According to Norton Rose Fulbright’s website, the global chair was recognized in the “ ‘Hall of Fame’ for Islamic finance and as a ’leading individual’ for debt capital markets in The Legal 500 UK 2020.” The firm also notes that Bi was “recognized for her services to the law and to charity” by Queen Elizabeth II in the “2020 Birthday Honours” by being made a Commander of the Most Excellent Order of the British Empire (CBE).
Debt capital markets and Islamic finance are of particular interest to Bi, reflecting her belief that corporate law can be a “force for good.”
She explained that Islamic finance is a “system of religious based finance, which says that finance is supposed to be about social good.” It, therefore, “prohibits the charging of interest.”
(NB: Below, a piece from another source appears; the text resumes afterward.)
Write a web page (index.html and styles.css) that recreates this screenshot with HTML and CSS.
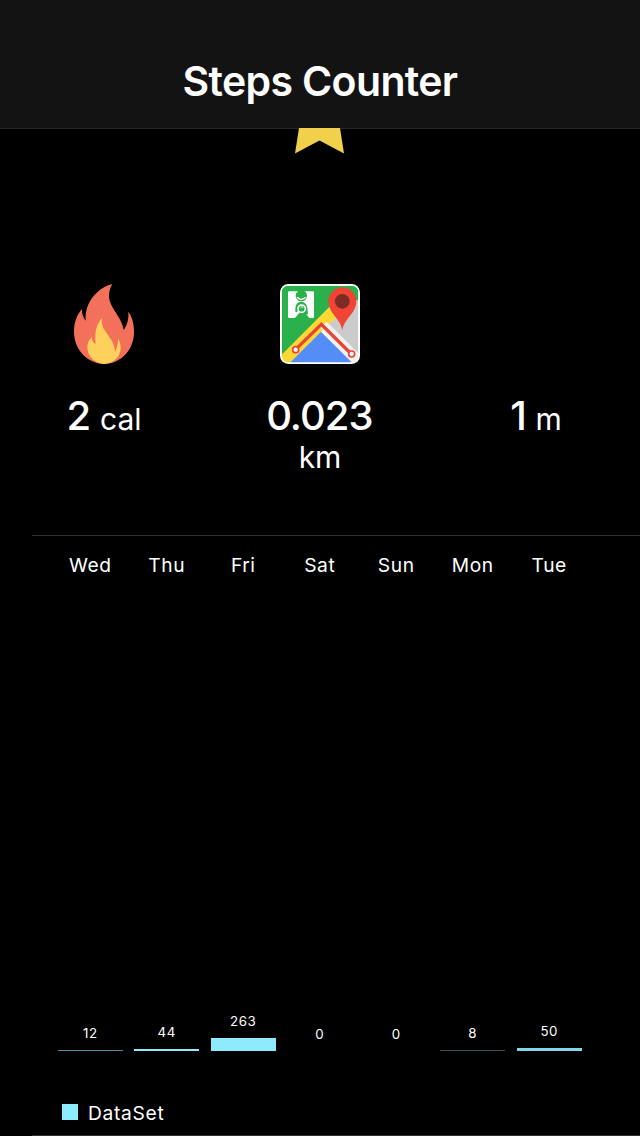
FILE: index.html
```html
<!DOCTYPE html>
<html lang="en">
<head>
<meta charset="utf-8">
<title>Steps Counter</title>
<link rel="stylesheet" href="styles.css">
</head>
<body>
<header class="navbar"><h1 class="title">Steps Counter</h1></header>
<main>
  <div class="award">
    <svg class="star" viewBox="0 0 50 26"><path fill="#f1d04b" d="M4 0H45L49 25.5L24.5 12.5L0 25.5Z"/></svg>
  </div>
  <section class="stats">
    <div class="stat">
      <svg class="flame" viewBox="42 27 180 240">
        <path fill="#f3705a" d="M157 27C124 35 96 61 84 91C78 106 76 121 77 137C69 127 65 114 66 101C49 122 42 144 42 170C42 219 76 263 131 267C186 266 222 222 222 171C222 147 217 126 205 110C207 130 202 149 191 165C187 132 161 111 150 80C144 60 148 43 157 27Z"/>
        <path fill="#ffd15c" d="M126 129C111 147 103 166 107 207C99 203 95 195 96 185C86 195 82 204 82 217C83 244 102 263 131 267C162 266 182 245 182 219C182 208 180 199 174 191C174 206 171 218 165 230C162 199 149 189 136 169C127 155 123 144 126 129Z"/>
      </svg>
      <p class="reading"><span class="value">2</span> cal</p>
    </div>
    <div class="stat">
      <svg class="map" viewBox="30 27 240 240">
        <defs><clipPath id="tile"><rect x="35" y="32" width="230" height="230" rx="20"/></clipPath></defs>
        <rect x="30" y="27" width="240" height="240" rx="25" fill="#fff"/>
        <g clip-path="url(#tile)">
          <path fill="#2bb14c" d="M35 32H265V76L190 92L35 247Z"/>
          <path fill="#cbcbcb" d="M265 75L221 82L172 143L265 236Z"/>
          <path fill="#fdd835" d="M180 94L35 239V262H63L151 174L205 120Z"/>
          <path fill="#f1f1f1" d="M151 159L170 140L265 235V262H242Z"/>
          <path fill="#548df7" d="M58 265L153 170L248 265Z"/>
          <path fill="none" stroke="#e94435" stroke-width="10" d="M77 223L154 148L244 237"/>
        </g>
        <g fill="#fff" stroke="#e94435" stroke-width="5"><circle cx="77" cy="224" r="9"/><circle cx="245" cy="237" r="9"/></g>
        <path fill="#f04435" d="M217 168C214 132 175 116 175 79A42 42 0 0 1 259 79C259 116 220 132 217 168Z"/>
        <circle cx="217" cy="79" r="22" fill="#7d2b25"/>
        <rect x="54" y="49" width="78" height="80" rx="4" fill="#fff"/>
        <path fill="#2bb14c" d="M73 130L82 116L104 110L118 130Z"/>
        <circle cx="94" cy="62" r="17" fill="#2bb14c"/>
        <path fill="none" stroke="#fff" stroke-width="4" d="M81 67Q94 79 107 67"/>
        <path fill="#2bb14c" d="M76 110C75 88 82 81 94 81S113 88 114 118L104 118Z"/>
        <path stroke="#fff" stroke-width="7" stroke-linecap="round" d="M85 111L75 124"/>
        <circle cx="95" cy="101" r="11" fill="#2bb14c" stroke="#fff" stroke-width="5"/>
        <path fill="none" stroke="#fff" stroke-width="3" d="M91 99Q94 93 100 97"/>
      </svg>
      <p class="reading"><span class="value">0.023</span><br>km</p>
    </div>
    <div class="stat stat-plain">
      <p class="reading"><span class="value">1</span> m</p>
    </div>
  </section>
  <section class="chart">
    <div class="days"><span>Wed</span><span>Thu</span><span>Fri</span><span>Sat</span><span>Sun</span><span>Mon</span><span>Tue</span></div>
    <div class="bars">
      <div class="day"><span>12</span><i class="bar dim" style="height:1px"></i></div>
      <div class="day"><span>44</span><i class="bar" style="height:2.3px"></i></div>
      <div class="day"><span>263</span><i class="bar" style="height:13px"></i></div>
      <div class="day"><span>0</span><i class="bar" style="height:0"></i></div>
      <div class="day"><span>0</span><i class="bar" style="height:0"></i></div>
      <div class="day"><span>8</span><i class="bar faint" style="height:1px"></i></div>
      <div class="day"><span>50</span><i class="bar soft" style="height:3px"></i></div>
    </div>
    <div class="legend"><i class="swatch"></i><span>DataSet</span></div>
  </section>
</main>
</body>
</html>
```
FILE: styles.css
```css
* { box-sizing: border-box; }
body {
  margin: 0;
  height: 1136px;
  overflow: hidden;
  background: #000;
  color: #fff;
  font-family: Inter, "Liberation Sans", sans-serif;
}
.navbar {
  height: 129px;
  padding-top: 56px;
  background: #131313;
  border-bottom: 1px solid #262626;
  text-align: center;
}
.title { margin: 0; font-size: 41px; line-height: 50px; font-weight: 600; letter-spacing: -0.65px; }
.award { height: 155px; margin-top: -1px; display: flex; justify-content: center; }
.award + .stats { margin-top: 1px; }
.star { width: 50px; height: 26px; }
.stats { display: grid; grid-template-columns: repeat(3, 208px); column-gap: 8px; height: 251px; }
.stat { display: flex; flex-direction: column; align-items: center; }
.stat-plain { padding-top: 80px; }
.flame { width: 60px; height: 80px; }
.map { width: 80px; height: 80px; }
.reading { margin: 31px 0 0; font-size: 30px; line-height: 38px; text-align: center; }
.value { font-size: 40px; line-height: 42px; font-weight: 450; letter-spacing: -1px; margin-right: 1.4px; }
.chart { height: 601px; margin-left: 32px; border: solid #303030; border-width: 1px 0; padding-left: 20px; }
.days { display: grid; grid-template-columns: repeat(7, 76.5px); padding-top: 17px; font-size: 19.2px; line-height: 24px; letter-spacing: 0.6px; text-align: center; }
.bars { display: grid; grid-template-columns: repeat(7, 76.5px); height: 474px; align-items: end; }
.day { display: flex; flex-direction: column; align-items: center; gap: 9px; font-size: 13.3px; line-height: 16px; letter-spacing: 0.6px; }
.bar { width: 65px; background: #8eebff; }
.dim { background: #538b96; }
.faint { background: #34545b; }
.soft { background: #82d7e9; }
.legend { display: flex; align-items: flex-start; gap: 10px; padding: 50px 0 0 10px; font-size: 19.2px; line-height: 24px; letter-spacing: 0.7px; }
.swatch { width: 16px; height: 16px; margin-top: 3px; background: #8eebff; }
```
“That ethical basis of Islamic finance, which is something that I've worked in for about 20 years now, has of late, really interacted with the drivers around ESG [environmental, social and governance],” she said, observing that “over the last 10 years” there’s been a “growth in green bonds,” which are used to make an environmental impact.
“One of the impacts of COVID,” she also noted, was a “huge growth in social bonds being issued.”
With these impacts, as well as the Conference of the Parties of the UNFCCC (COP27) being held in predominantly Muslim countries over the next two years, Bi emphasized this is a “really important” time for Islamic finance.
“At the moment, I think Islamic finance has entered this really interesting point, a crossover between its inherent purpose [and] where the funds are in the market,” she said, noting that an “extraordinary number” of investors have ESG as “one of the areas in which they want to invest.”
“Islamic finance can tap into those new types of investors who look to invest in ESG and draw a much wider base than the traditional Sharia compliant investor based in,” places such as “Southeast Asia,” she said.
While the world has experienced significant change since Bi became global chair, she noted that she feels like “the law is getting to where I wanted it to be so many years ago, when I decided to be a lawyer.”